I pointed out that if Mick asked the police – he was the only one who could – he would have far too many questions to answer. Who was he? Why did he want to know? Whatever he replied, they would have him sitting in front of a table for hours while they checked his past and present.

‘I am aware of that,’ Sir Frederick said. ‘I was implying that if the police had all their names and could get no further, nor could we.’

Probably true, though I was not wholly convinced.

‘We do have another line,’ Mick reminded me. ‘Clotilde’s builder. You and I have a chance of tracking him down if we use our heads.’

I went over with him again the very little that I knew, only amounting to the fact that Clotilde, when Group Commander, had done something or been in on something which concerned both Argyll Square and William the Builder. She might have helped to negotiate a secret arms depot which later became the cache for the bomb. When I claimed to know where it was because I had been needed for some duty after the bomb had been moved from Hoxton, she accepted it.

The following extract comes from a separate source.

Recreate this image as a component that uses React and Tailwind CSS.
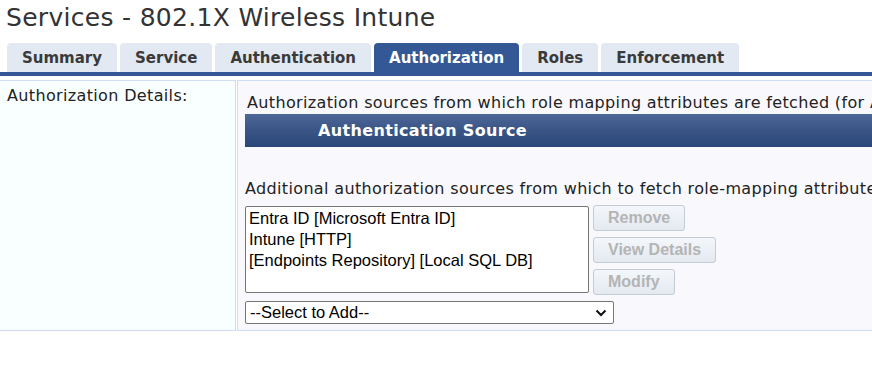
import React from "react";

const tabs = ["Summary", "Service", "Authentication", "Authorization", "Roles", "Enforcement"];

const sources = [
    "Entra ID [Microsoft Entra ID]",
    "Intune [HTTP]",
    "[Endpoints Repository] [Local SQL DB]",
];

function DisabledButton({ label }) {
    return (
        <button
            disabled
            className="h-[26px] px-[14px] rounded-[3px] border border-[#c3cbd6] bg-gradient-to-b from-[#f4f7fb] to-[#e4e9f1] text-[#b4b4b4] font-bold text-[16px] font-['Liberation_Sans',Arial,sans-serif] leading-none self-start"
        >
            {label}
        </button>
    );
}

export default function App() {
    return (
        <div className="w-[872px] h-[380px] overflow-hidden bg-white text-[#222] font-['DejaVu_Sans',Verdana,sans-serif]">
            {/* Page title */}
            <h1 className="pl-[6px] pt-[3px] h-[43px] text-[25px] tracking-[0.3px] leading-[30px] text-[#333]">
                Services - 802.1X Wireless Intune
            </h1>

            {/* Tabs */}
            <div className="flex gap-[3px] pl-[7px] h-[29px]">
                {tabs.map((t) => (
                    <div
                        key={t}
                        className={
                            t === "Authorization"
                                ? "px-[15px] pt-[1px] rounded-t-[4px] bg-[#335895] text-white font-bold text-[15px] flex items-center"
                                : "px-[15px] pt-[1px] rounded-t-[4px] bg-[#e2e9f3] text-[#3a3a3a] font-bold text-[15px] flex items-center"
                        }
                    >
                        {t}
                    </div>
                ))}
            </div>
            <div className="h-[4px] bg-[#335895]" />

            {/* Details table */}
            <div className="mt-[4px] flex text-[16px] tracking-[0.35px]">
                <div className="w-[236px] h-[251px] border-t border-b border-r border-[#cfdcf6] bg-[#f9fffe] pl-[7px] pt-[5px] leading-[19px]">
                    Authorization Details:
                </div>
                <div className="flex-1 ml-[1px] h-[251px] border-t border-b border-l border-[#cfdcf6] bg-[#f9f9fd] pl-[7px] pt-[12px] whitespace-nowrap overflow-hidden">
                    <div className="pl-[2px] leading-[19px]">
                        Authorization sources from which role mapping attributes are fetched (for Authentication Sources listed below)
                    </div>
                    <div className="mt-[2px] h-[33px] bg-gradient-to-b from-[#4d6898] via-[#3a5585] to-[#29467a] text-white font-bold pl-[73px] flex items-center">
                        Authentication Source
                    </div>
                    <div className="mt-[32px] leading-[19px]">
                        Additional authorization sources from which to fetch role-mapping attributes
                    </div>
                    <div className="mt-[8px] flex gap-[4px] tracking-normal">
                        <div className="w-[344px] h-[87px] border border-[#767676] rounded-[2px] bg-white pl-[3px] pt-[1px] font-['Liberation_Sans',Arial,sans-serif] text-[16.5px] leading-[21px] text-black">
                            {sources.map((s) => (
                                <div key={s}>{s}</div>
                            ))}
                        </div>
                        <div className="flex flex-col gap-[6px] -mt-[1px]">
                            <DisabledButton label="Remove" />
                            <DisabledButton label="View Details" />
                            <DisabledButton label="Modify" />
                        </div>
                    </div>
                    <div className="mt-[6px] w-[369px] h-[23px] border border-[#767676] rounded-[2px] bg-white flex items-center justify-between pl-[4px] pr-[6px] font-['Liberation_Sans',Arial,sans-serif] text-[16.5px] tracking-normal text-black">
                        <span>--Select to Add--</span>
                        <svg width="12" height="8" viewBox="0 0 12 8" fill="none">
                            <path d="M1.5 1.5 L6 6 L10.5 1.5" stroke="#111" strokeWidth="2" />
                        </svg>
                    </div>
                </div>
            </div>
        </div>
    );
}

‘You never told me that,’ Mick said.

‘It wasn’t important. After she had had time to think it over she knew it was a lie.’

‘Anything else you know about Hoxton?’

I said that one of my cells had been hotting up the strike at the Hoxton Redevelopment site working through International Marxists. When I came under suspicion of showing too much interest in Shallope, my partisans were called off by Clotilde who was able to do it because the cell leader had taken her orders for so long.

‘The bomb was lifted from Roke’s Tining to Hoxton?’

‘Yes. And the police were allowed to know it.’

‘Lord help the little International Marxists! All run in, were they?’

‘I don’t know. The strike was called off. When the papers played up the search of the site for explosives, public opinion was all for lynching the lot of them.’

Mick reminded me that he used to be an International Marxist himself.

‘I might find an old comrade at Hoxton. It’s worth a try. Do you think it’s safe, Gil?’

‘Nothing is safe. But I doubt if the committee has any more interest in Hoxton.’

‘If I go now, I’ll catch them coming out. See you tomorrow if there’s anything to report!’

He said they’d be a thirsty bunch of buggers when they knocked off, so I gave him ample funds for beer. I still have enough to finance our cell of three and our escape, but I don’t see a possible life ahead and I don’t think there will be three. As the reverend baronet put it, I shall do my duty where conscience leads.